Minister of Health and Social Services
- Incumbent
- Assumed office 22 March 2025
- President: Netumbo Nandi-Ndaitwah
- Preceded by: Kalumbi Shangula

Personal details
- Born: 1994 (age 31–32) Windhoek, Namibia
- Party: SWAPO
- Education: University of Namibia School of Medicine; Management College of Southern Africa; University of Rochester; University of Cape Town; University of Pretoria;

= Esperance Luvindao =

Namibian physician (born 1994)

Esperance Luvindao is a Namibian politician, medical doctor, public health advocate, humanitarian, and international speaker. In March 2025, Luvindao was appointed as Namibia's Minister of Health and Social Services, making her the youngest health minister in African history, and the second youngest Health Minister in global history, second to Minister Ariana Campero of Bolivia, appointed at the age of 28. She shares second place with Minister Adam Vojtech of the Czech Republic, also appointed at the age of 31. During the 78th World Health Assembly held between 19 and 27 May 2025, Luvindao was appointed as the chairperson of Committee A.

==Background and education==
Luvindao was born in Namibia in 1994. She attended Martti Ahtisaari Primary School in Windhoek before transferring to St Paul's College, where she completed Grade 12.

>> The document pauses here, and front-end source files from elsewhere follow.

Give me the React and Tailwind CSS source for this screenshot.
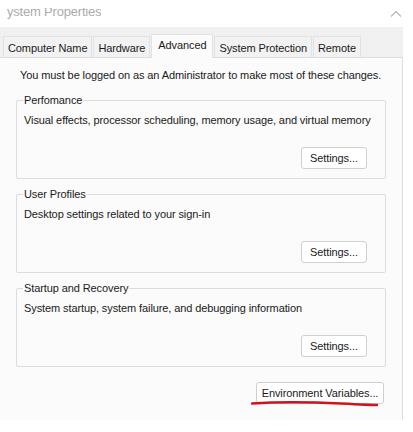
import React from "react";

const tabs = ["Computer Name", "Hardware", "Advanced", "System Protection", "Remote"];

const groups = [
  { title: "Perfomance", text: "Visual effects, processor scheduling, memory usage, and virtual memory" },
  { title: "User Profiles", text: "Desktop settings related to your sign-in" },
  { title: "Startup and Recovery", text: "System startup, system failure, and debugging information" },
];

function Group({ title, text }) {
  return (
    <fieldset className="border border-[#dcdcdc] rounded-[2px] w-[370px] h-[86px] px-[7px]">
      <legend className="px-[1px] ml-[-1px] leading-[14px]">{title}</legend>
      <div className="mt-[6px] leading-[14px]">{text}</div>
      <div className="flex justify-end mt-[20px] pr-[11px]">
        <button className="w-[66px] h-[22px] bg-white border border-[#cfcfcf] rounded-[3px] leading-[14px]">
          Settings...
        </button>
      </div>
    </fieldset>
  );
}

export default function App() {
  return (
    <div
      className="w-[413px] h-[432px] bg-white overflow-hidden text-[11px] tracking-[-0.1px] text-[#1a1a1a] whitespace-nowrap"
      style={{ fontFamily: '"Liberation Sans", Arial, sans-serif' }}
    >
      {/* title bar */}
      <div className="h-[27px] flex justify-between items-start">
        <div className="ml-[7px] mt-[8px] h-[11px] overflow-hidden">
          <div className="mt-[-4px] text-[13px] leading-[16px] text-[#ababab] tracking-[-0.2px]">ystem Properties</div>
        </div>
        <svg className="mr-[11px] mt-[10px]" width="12" height="8" viewBox="0 0 12 8" fill="none">
          <path d="M1 6.5 L6 1.5 L11 6.5" stroke="#b5b5b5" strokeWidth="1.2" />
        </svg>
      </div>

      {/* tab strip */}
      <div className="w-[403px] h-[30px] bg-[#f0f0f0] flex items-end pl-[3px] gap-[1px]">
        {tabs.map((t) =>
          t === "Advanced" ? (
            <div
              key={t}
              className="h-[24px] px-[6px] pt-[3px] leading-[14px] bg-[#fbfbfb] border border-b-0 border-[#e2e2e2] mb-[-1px] relative z-10"
            >
              {t}
            </div>
          ) : (
            <div
              key={t}
              className="h-[21px] px-[4px] pt-[4px] leading-[14px] bg-[#f2f2f2] border border-b-0 border-[#e2e2e2]"
            >
              {t}
            </div>
          )
        )}
      </div>

      {/* panel */}
      <div className="w-[403px] h-[363px] bg-[#fbfbfb] border-r border-t border-[#dddddd] pl-[16px] pt-[10px]">
        <div className="pl-[4px] leading-[15px]">
          You must be logged on as an Administrator to make most of these changes.
        </div>
        <div className="flex flex-col gap-[8px] mt-[10px]">
          {groups.map((g) => (
            <Group key={g.title} {...g} />
          ))}
        </div>
        <div className="flex justify-end w-[368px] mt-[15px] relative">
          <button className="w-[128px] h-[22px] bg-white border border-[#cfcfcf] rounded-[3px] leading-[14px]">
            Environment Variables...
          </button>
          <svg className="absolute left-[235px] top-[18px]" width="130" height="8" viewBox="0 0 130 8" fill="none">
            <path d="M1 3.5 C30 1.5, 60 2, 90 3.5 S120 5, 126 5" stroke="#d0131a" strokeWidth="2.4" strokeLinecap="round" />
          </svg>
        </div>
      </div>
    </div>
  );
}
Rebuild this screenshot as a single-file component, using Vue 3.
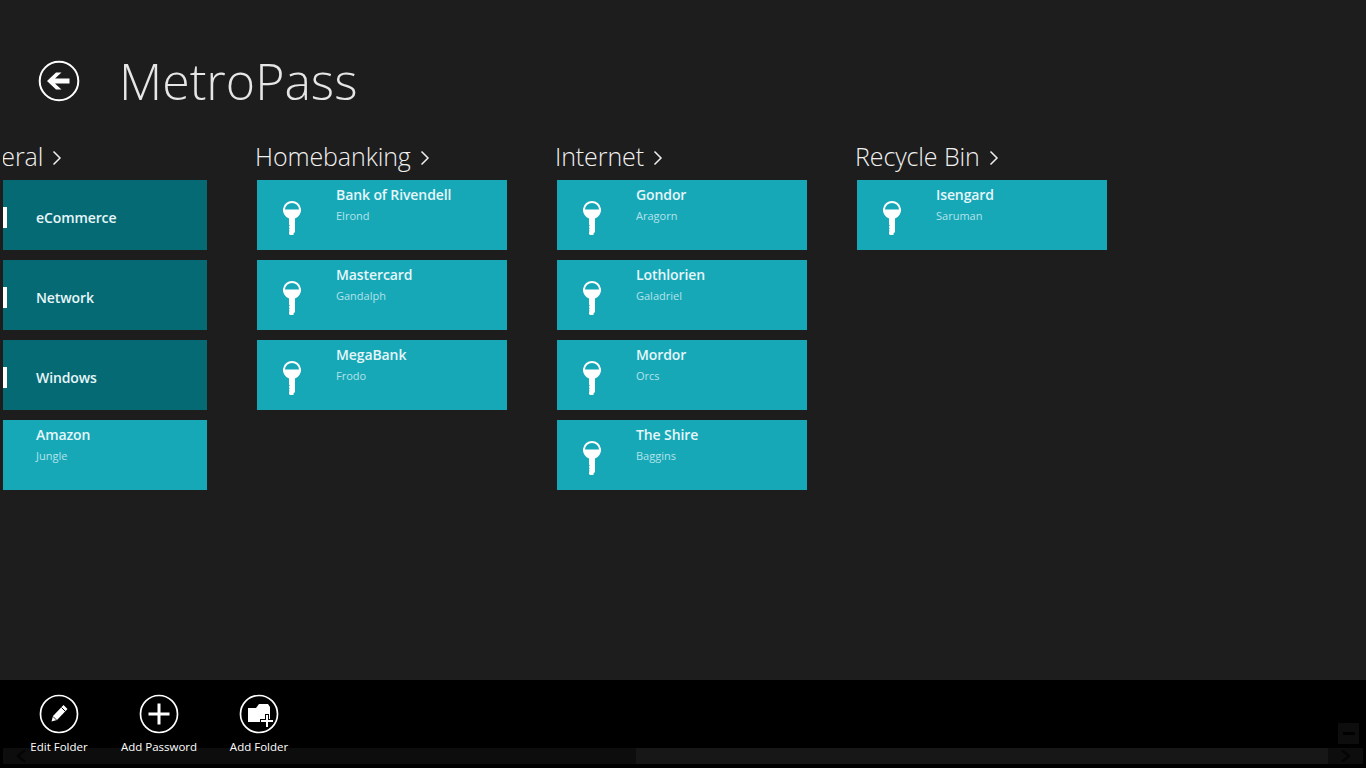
<script setup>
const groups = [
  { name: 'General', items: [
    { t: 'eCommerce', sel: true }, { t: 'Network', sel: true }, { t: 'Windows', sel: true }, { t: 'Amazon', s: 'Jungle' }
  ] },
  { name: 'Homebanking', items: [
    { t: 'Bank of Rivendell', s: 'Elrond' }, { t: 'Mastercard', s: 'Gandalph' }, { t: 'MegaBank', s: 'Frodo' }
  ] },
  { name: 'Internet', items: [
    { t: 'Gondor', s: 'Aragorn' }, { t: 'Lothlorien', s: 'Galadriel' }, { t: 'Mordor', s: 'Orcs' }, { t: 'The Shire', s: 'Baggins' }
  ] },
  { name: 'Recycle Bin', items: [ { t: 'Isengard', s: 'Saruman' } ] }
]
</script>

<template>
  <div class="page">
    <header class="head">
      <svg class="back" width="42" height="42" viewBox="0 0 42 42">
        <circle cx="21" cy="21" r="19.3" fill="none" stroke="#fff" stroke-width="2" />
        <path d="M9 21 L18 12.5 H23.5 L17 18.500 H31.500 V23.500 H17 L23.500 29.500 H18 Z" fill="#fff" />
      </svg>
      <h1 class="title">MetroPass</h1>
    </header>

    <main class="groups">
      <div class="track">
        <section v-for="g in groups" :key="g.name" class="group">
          <h2 class="gname">
            <span>{{ g.name }}</span>
            <svg width="10" height="16" viewBox="0 0 10 16"><path d="M1.500 1.500 L8 8 L1.500 14.500" fill="none" stroke="#eee" stroke-width="1.500" /></svg>
          </h2>
          <div class="tiles">
            <div v-for="i in g.items" :key="i.t" class="tile" :class="{ sel: i.sel }">
              <svg v-if="!i.sel" class="key" width="20" height="36" viewBox="0 0 20 36">
                <path fill-rule="evenodd" fill="#fff" d="M10 1a9 9 0 0 1 3 17.500V32l-1.500 1.500V35H8L7 34v-2.500l1-.5-1-.7v-1.600l1-.5-1-.7V26l1-.5-1-.7V18.500A9 9 0 0 1 10 1Z M10 3a7 7 0 0 0-7 6.500H17A7 7 0 0 0 10 3Z" />
              </svg>
              <span v-if="i.sel" class="mark"></span>
              <div class="txt">
                <div class="t">{{ i.t }}</div>
                <div v-if="i.s" class="s">{{ i.s }}</div>
              </div>
            </div>
          </div>
        </section>
      </div>
    </main>

    <footer class="bar">
      <button class="cmd">
        <svg width="40" height="40" viewBox="0 0 40 40">
          <circle cx="20" cy="20" r="18.500" fill="none" stroke="#fff" stroke-width="1.700" />
          <path fill="#fff" d="M12.500 27.500 L14 22 L24.500 11 L28.500 15 L18 26 Z" />
          <path fill="none" stroke="#000" stroke-width="1" d="M22.500 13.500 L26.500 17.500" />
          <path fill="none" stroke="#000" stroke-width=".8" d="M14 22.500 L17.500 26" />
        </svg>
        <span>Edit Folder</span>
      </button>
      <button class="cmd">
        <svg width="40" height="40" viewBox="0 0 40 40">
          <circle cx="20" cy="20" r="18.500" fill="none" stroke="#fff" stroke-width="1.700" />
          <path fill="#fff" d="M18.500 9.500h3v9h9v3h-9v9h-3v-9h-9v-3h9Z" />
        </svg>
        <span>Add Password</span>
      </button>
      <button class="cmd">
        <svg width="40" height="40" viewBox="0 0 40 40">
          <circle cx="20" cy="20" r="18.500" fill="none" stroke="#fff" stroke-width="1.700" />
          <path fill="#fff" d="M9 14h8l3-4h9l2 3v15H9Z" />
          <path fill="#fff" stroke="#000" stroke-width="2" paint-order="stroke" d="M27 21h2v5h5v2h-5v5h-2v-5h-5v-2h5Z" />
        </svg>
        <span>Add Folder</span>
      </button>
    </footer>

    <div class="scroll">
      <div class="arrow">
        <svg width="12" height="12" viewBox="0 0 12 12"><path d="M10 0 L3 6 L10 12" fill="none" stroke="#050505" stroke-width="2.500" /></svg>
      </div>
      <div class="trk"></div>
      <div class="thumb"></div>
      <div class="arrow">
        <svg width="12" height="12" viewBox="0 0 12 12"><path d="M2 0 L9 6 L2 12" fill="none" stroke="#050505" stroke-width="2.500" /></svg>
      </div>
    </div>
    <div class="mini"><span></span></div>
  </div>
</template>

<style>
html, body { margin: 0; background: #1d1d1d; }
</style>

<style scoped>
.page {
  position: relative;
  width: 1366px;
  height: 768px;
  overflow: hidden;
  background: #1d1d1d;
  color: #fff;
  font-family: "Open Sans", "Noto Sans", sans-serif;
  display: flex;
  flex-direction: column;
}
.head {
  display: flex;
  align-items: center;
  height: 140px;
  padding-left: 38px;
  box-sizing: border-box;
  flex: none;
}
.back { flex: none; margin-top: 22px; }
.title {
  margin: 22px 0 0 39px;
  font-family: "Open Sans", sans-serif;
  font-weight: 300;
  font-size: 50px;
  line-height: 1;
  color: #e6e6e6;
  letter-spacing: 0;
}
.groups {
  flex: 1;
  margin-left: 3px;
  min-height: 0;
  overflow: hidden;
}
.track {
  display: flex;
  gap: 50px;
  margin-left: -46px;
}
.group { width: 250px; flex: none; }
.gname {
  margin: 7px 0 15px -2px;
  height: 18px;
  display: flex;
  align-items: center;
  gap: 9px;
  font-weight: 300;
  font-size: 25px;
  line-height: 18px;
  color: #f0f0f0;
  white-space: nowrap;
  letter-spacing: -0.1px;
}
.gname svg { margin-top: 3px; }
.tiles { display: flex; flex-direction: column; gap: 10px; }
.tile {
  position: relative;
  width: 250px;
  height: 70px;
  background: #17a8b8;
  display: flex;
}
.tile.sel { background: #066a75; }
.key { position: absolute; left: 25px; top: 20px; }
.mark {
  position: absolute;
  left: 46px;
  top: 27px;
  width: 4px;
  height: 21px;
  background: #fff;
}
.txt { margin-left: 79px; padding-top: 5px; }
.sel .txt { padding-top: 28px; }
.t {
  font-size: 14px;
  font-weight: 600;
  line-height: 19px;
  color: #e6f6f8;
  white-space: nowrap;
  letter-spacing: -0.1px;
}
.s {
  margin-top: 4px;
  font-size: 11px;
  line-height: 16px;
  color: #b5e3e9;
}
.bar {
  flex: none;
  height: 88px;
  background: #000;
  display: flex;
  padding-left: 9px;
  box-sizing: border-box;
}
.cmd {
  width: 100px;
  padding: 14px 0 0;
  margin: 0;
  background: none;
  border: 0;
  color: #fff;
  display: flex;
  flex-direction: column;
  align-items: center;
  font-family: "Open Sans", sans-serif;
  font-size: 11.500px;
  line-height: 16px;
}
.cmd span { margin-top: 5px; white-space: nowrap; }
.scroll {
  position: absolute;
  left: 3px;
  top: 748px;
  width: 1360px;
  height: 16px;
  display: flex;
  pointer-events: none;
}
.trk { width: 598px; background: rgba(255, 255, 255, 0.05); }
.thumb { width: 692px; background: rgba(255, 255, 255, 0.09); }
.arrow {
  width: 35px;
  background: rgba(255, 255, 255, 0.05);
  display: flex;
  align-items: center;
  justify-content: center;
}
.mini {
  position: absolute;
  left: 1338px;
  top: 723px;
  width: 21px;
  height: 21px;
  background: #0d0d0d;
  display: flex;
  align-items: center;
  justify-content: center;
}
.mini span { width: 12px; height: 3px; background: #000; }
</style>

Luvindao obtained her Bachelor of Medicine and Bachelor of Surgery (MBChB) degrees from the University of Namibia School of Medicine. She later earned a Master of Business Administration (MBA) in Healthcare Management from the Management College of Southern Africa (MANCOSA) and completed executive and management coaching studies at the University of Cape Town. She completed a postgraduate certificate in digital health with Harvard Business Online and holds a postgraduate diploma in Public Health from the University of Pretoria.

==Career==
Luvindao played a key role in Namibia's COVID-19 response as data manager for the National Task Force before transitioning into full-time clinical practice. She specialized in gynecology and non-communicable diseases, working at public hospitals under the Ministry of Health and Social Services.

In 2019, she founded Osaat Africa Health Foundation, focusing on women's health education, contraceptive access, and digital health solutions. The foundation launched Menga, a digital platform for medication access in informal settlements, and Emily's Health, a book on women's health published in eight native languages. Luvindao also led the launch of the first portable sonar probe, weighing 0.9 kg, in Namibia for fibroid and obstetric assessments in rural areas without internet connectivity.

She served on the Health Professions Council of Namibia's Disciplinary Board and the Omnicare Trust Board until March 2025.

===Humanitarian work===
Luvindao founded Osaat Africa Health Foundation, which has raised over 200 community health workers. She launched MENGA, a digital health innovation that allows people in semi-rural areas to access prescribed medication without leaving their local areas. She launched Emily's Health, a sexual and reproductive health book educating women about HIV, contraceptives, STDs and breast health, in eight native languages. She launched the country's first hand-held sonar probe, weighing 0.9 kg, that allows women in rural areas to have sonar scans done without internet connectivity. She played a key role in Namibia's vaccine campaign during the COVID-19 pandemic, and has continuously advocated for equitable healthcare access.

She won African Humanitarian of the Year (2021) and was nominated for African Speaker of the Year (2021). She has spoken at over 100 international conferences, including TEDx, Gitex Healthcare Innovation (Dubai), and the International Conference on Public Health in Africa.

===Other ventures===
Luvindao is a certified executive coach and a specialist in leadership development, AI in healthcare, and public speaking. Until 2024, she directed Speaker's Globe, a public-speaking training institution with students from Namibia, South Africa, Zimbabwe, the United States, and beyond.

In 2022, she won second place at the United Nations Young Entrepreneur Awards for her contributions to digital health and women's empowerment.